====== LISTING

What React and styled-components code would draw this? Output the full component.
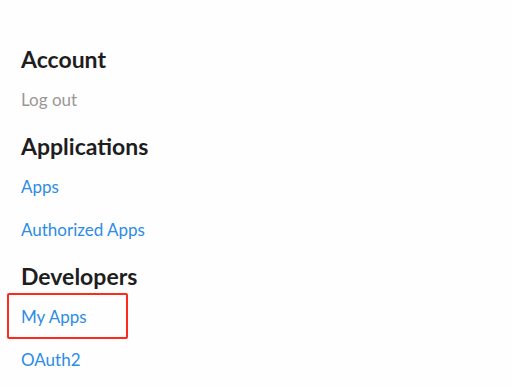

============
====== LISTING

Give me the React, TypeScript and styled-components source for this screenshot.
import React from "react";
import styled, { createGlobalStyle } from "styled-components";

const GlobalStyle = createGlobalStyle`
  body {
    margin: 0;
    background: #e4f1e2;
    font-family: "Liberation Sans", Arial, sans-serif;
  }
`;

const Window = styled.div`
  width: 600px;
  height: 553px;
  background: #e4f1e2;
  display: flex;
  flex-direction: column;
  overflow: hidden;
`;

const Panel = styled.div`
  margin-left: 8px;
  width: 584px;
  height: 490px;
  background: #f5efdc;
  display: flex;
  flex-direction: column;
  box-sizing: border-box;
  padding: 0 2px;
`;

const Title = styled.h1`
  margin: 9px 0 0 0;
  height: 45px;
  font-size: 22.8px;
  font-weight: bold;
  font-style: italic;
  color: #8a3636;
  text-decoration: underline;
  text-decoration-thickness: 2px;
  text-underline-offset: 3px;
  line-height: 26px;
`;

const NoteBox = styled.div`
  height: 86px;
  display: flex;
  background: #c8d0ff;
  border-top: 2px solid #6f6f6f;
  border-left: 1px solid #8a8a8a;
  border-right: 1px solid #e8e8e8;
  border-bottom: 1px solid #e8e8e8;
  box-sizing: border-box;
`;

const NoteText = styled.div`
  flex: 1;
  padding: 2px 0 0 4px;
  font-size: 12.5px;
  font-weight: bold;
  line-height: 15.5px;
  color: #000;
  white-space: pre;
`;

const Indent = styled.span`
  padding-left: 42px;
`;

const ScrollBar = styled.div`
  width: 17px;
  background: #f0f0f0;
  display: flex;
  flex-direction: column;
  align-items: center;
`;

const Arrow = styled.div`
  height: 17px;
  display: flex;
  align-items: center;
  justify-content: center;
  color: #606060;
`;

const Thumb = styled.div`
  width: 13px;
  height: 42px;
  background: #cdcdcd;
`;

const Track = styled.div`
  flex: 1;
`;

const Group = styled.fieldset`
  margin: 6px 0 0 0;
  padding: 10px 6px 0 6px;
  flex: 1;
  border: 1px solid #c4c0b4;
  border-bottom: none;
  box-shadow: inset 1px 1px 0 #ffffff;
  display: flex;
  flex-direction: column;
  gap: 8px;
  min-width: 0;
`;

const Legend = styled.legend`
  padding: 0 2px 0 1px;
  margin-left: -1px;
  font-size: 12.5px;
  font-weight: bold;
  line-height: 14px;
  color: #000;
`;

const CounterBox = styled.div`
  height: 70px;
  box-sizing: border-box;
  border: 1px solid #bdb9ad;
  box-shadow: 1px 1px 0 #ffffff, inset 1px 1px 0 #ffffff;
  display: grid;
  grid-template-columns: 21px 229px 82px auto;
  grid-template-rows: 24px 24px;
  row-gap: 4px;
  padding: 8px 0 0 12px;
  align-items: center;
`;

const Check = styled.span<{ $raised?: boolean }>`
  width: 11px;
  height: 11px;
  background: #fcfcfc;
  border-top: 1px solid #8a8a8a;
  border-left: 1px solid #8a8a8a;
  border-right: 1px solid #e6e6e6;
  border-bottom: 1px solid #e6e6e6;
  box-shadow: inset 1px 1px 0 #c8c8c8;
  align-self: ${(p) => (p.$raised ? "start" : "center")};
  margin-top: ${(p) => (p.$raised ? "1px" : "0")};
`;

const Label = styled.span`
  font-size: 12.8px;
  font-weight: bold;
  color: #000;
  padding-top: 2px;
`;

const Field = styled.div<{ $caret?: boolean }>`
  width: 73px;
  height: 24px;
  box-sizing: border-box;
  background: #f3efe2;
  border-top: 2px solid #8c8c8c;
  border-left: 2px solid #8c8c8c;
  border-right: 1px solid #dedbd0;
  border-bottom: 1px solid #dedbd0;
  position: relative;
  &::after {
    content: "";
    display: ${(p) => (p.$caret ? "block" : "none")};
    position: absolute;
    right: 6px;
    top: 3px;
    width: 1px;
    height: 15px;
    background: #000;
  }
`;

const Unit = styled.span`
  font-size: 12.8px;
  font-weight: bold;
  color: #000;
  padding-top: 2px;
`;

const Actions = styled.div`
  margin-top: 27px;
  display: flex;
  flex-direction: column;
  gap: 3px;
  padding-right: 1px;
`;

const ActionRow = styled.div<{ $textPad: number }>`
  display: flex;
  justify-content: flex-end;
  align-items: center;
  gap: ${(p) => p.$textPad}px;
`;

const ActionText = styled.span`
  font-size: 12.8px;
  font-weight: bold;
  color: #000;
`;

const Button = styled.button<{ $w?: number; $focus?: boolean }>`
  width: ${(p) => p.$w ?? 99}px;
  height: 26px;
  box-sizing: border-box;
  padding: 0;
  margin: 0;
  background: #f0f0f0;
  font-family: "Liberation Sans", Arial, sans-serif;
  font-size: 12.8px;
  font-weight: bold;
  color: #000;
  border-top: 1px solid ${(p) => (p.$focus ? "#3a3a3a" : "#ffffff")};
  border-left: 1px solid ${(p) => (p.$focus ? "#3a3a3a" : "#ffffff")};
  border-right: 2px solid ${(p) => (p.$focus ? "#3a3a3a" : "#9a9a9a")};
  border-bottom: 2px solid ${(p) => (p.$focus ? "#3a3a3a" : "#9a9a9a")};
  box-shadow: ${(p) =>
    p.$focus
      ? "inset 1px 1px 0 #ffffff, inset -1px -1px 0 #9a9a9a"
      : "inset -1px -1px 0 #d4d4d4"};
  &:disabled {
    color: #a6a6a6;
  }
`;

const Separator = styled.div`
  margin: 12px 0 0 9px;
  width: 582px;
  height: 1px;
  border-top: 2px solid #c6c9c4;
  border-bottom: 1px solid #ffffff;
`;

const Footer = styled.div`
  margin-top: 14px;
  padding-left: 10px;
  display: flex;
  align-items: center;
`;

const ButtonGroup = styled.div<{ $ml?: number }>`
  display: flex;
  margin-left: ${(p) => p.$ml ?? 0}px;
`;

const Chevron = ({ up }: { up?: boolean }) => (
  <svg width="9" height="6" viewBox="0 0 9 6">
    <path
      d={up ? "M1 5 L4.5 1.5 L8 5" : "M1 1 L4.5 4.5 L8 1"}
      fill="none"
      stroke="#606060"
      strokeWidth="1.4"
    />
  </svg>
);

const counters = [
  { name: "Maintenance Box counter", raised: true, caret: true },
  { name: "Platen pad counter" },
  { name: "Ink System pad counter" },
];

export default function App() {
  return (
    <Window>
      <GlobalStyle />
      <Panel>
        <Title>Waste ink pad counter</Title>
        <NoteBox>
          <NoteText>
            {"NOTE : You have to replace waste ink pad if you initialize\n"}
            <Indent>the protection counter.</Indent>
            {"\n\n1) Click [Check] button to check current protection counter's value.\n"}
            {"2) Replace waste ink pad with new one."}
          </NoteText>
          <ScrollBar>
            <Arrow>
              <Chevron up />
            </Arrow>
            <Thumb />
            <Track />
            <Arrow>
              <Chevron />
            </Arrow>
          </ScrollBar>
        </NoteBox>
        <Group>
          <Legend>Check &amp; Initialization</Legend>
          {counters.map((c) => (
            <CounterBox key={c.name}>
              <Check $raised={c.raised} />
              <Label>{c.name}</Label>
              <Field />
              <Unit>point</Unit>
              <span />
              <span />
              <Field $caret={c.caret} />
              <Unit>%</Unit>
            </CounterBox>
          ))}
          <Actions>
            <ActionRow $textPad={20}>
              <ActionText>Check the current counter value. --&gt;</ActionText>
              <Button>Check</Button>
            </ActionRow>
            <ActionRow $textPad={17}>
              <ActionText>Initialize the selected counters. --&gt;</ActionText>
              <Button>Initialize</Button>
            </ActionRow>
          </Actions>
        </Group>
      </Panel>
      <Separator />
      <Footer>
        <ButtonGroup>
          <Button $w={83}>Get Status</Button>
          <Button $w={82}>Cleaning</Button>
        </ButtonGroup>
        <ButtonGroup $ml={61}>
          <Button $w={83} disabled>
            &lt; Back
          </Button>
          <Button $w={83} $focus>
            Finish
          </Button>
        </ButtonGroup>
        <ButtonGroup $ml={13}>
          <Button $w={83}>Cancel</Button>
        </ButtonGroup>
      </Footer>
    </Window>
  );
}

============
====== LISTING

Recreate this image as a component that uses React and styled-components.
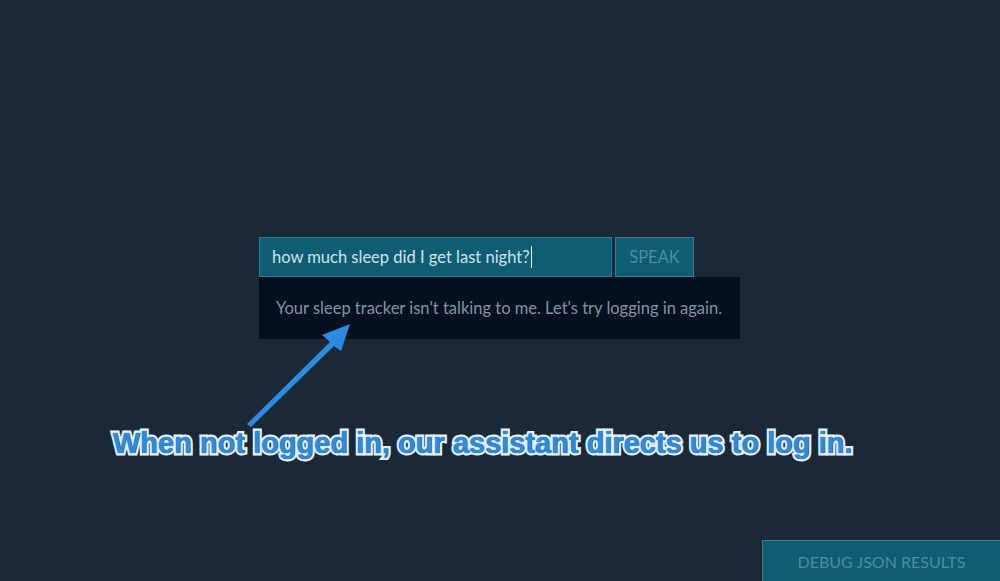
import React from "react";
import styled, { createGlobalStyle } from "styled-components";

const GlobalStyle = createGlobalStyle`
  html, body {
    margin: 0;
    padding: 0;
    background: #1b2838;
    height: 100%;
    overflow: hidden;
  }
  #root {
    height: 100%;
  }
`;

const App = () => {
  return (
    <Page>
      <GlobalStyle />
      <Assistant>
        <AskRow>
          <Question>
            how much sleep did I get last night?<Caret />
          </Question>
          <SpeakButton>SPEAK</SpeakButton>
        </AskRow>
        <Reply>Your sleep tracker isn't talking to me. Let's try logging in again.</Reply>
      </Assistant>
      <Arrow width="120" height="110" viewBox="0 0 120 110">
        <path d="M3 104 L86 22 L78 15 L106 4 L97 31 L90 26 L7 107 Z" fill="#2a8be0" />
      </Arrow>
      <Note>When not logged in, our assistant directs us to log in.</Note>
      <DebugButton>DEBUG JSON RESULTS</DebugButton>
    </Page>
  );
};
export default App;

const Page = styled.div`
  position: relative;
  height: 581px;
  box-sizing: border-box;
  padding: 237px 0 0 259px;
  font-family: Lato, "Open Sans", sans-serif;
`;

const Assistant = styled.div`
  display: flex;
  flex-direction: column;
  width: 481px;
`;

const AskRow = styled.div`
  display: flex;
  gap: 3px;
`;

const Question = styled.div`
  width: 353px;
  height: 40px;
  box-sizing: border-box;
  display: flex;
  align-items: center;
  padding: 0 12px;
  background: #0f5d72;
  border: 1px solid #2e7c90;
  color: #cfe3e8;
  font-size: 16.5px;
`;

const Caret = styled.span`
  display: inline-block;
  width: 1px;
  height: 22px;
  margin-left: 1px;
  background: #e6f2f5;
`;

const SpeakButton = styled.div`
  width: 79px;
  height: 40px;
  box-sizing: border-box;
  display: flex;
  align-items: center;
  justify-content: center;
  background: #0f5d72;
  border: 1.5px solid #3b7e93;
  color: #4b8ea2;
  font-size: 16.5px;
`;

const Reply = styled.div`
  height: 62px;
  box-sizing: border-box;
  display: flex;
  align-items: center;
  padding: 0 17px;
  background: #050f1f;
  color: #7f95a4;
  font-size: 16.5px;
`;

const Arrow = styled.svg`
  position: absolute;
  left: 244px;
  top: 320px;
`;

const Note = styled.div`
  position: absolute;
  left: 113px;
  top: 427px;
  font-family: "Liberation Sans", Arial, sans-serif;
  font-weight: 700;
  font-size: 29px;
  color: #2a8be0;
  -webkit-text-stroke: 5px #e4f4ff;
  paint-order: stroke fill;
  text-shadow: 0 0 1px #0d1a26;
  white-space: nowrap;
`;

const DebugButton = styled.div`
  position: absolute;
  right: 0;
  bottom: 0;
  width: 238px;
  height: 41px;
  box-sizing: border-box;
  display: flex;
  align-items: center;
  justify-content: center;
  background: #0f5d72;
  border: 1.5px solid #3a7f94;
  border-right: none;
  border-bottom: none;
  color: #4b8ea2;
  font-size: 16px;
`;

============

### WHAT IS BEING ASKED
Where a line above includes "components", copy that line.

### WRITTEN SOLUTION
What React and styled-components code would draw this? Output the full component.
Give me the React, TypeScript and styled-components source for this screenshot.
import styled, { createGlobalStyle } from "styled-components";
Recreate this image as a component that uses React and styled-components.
import styled, { createGlobalStyle } from "styled-components";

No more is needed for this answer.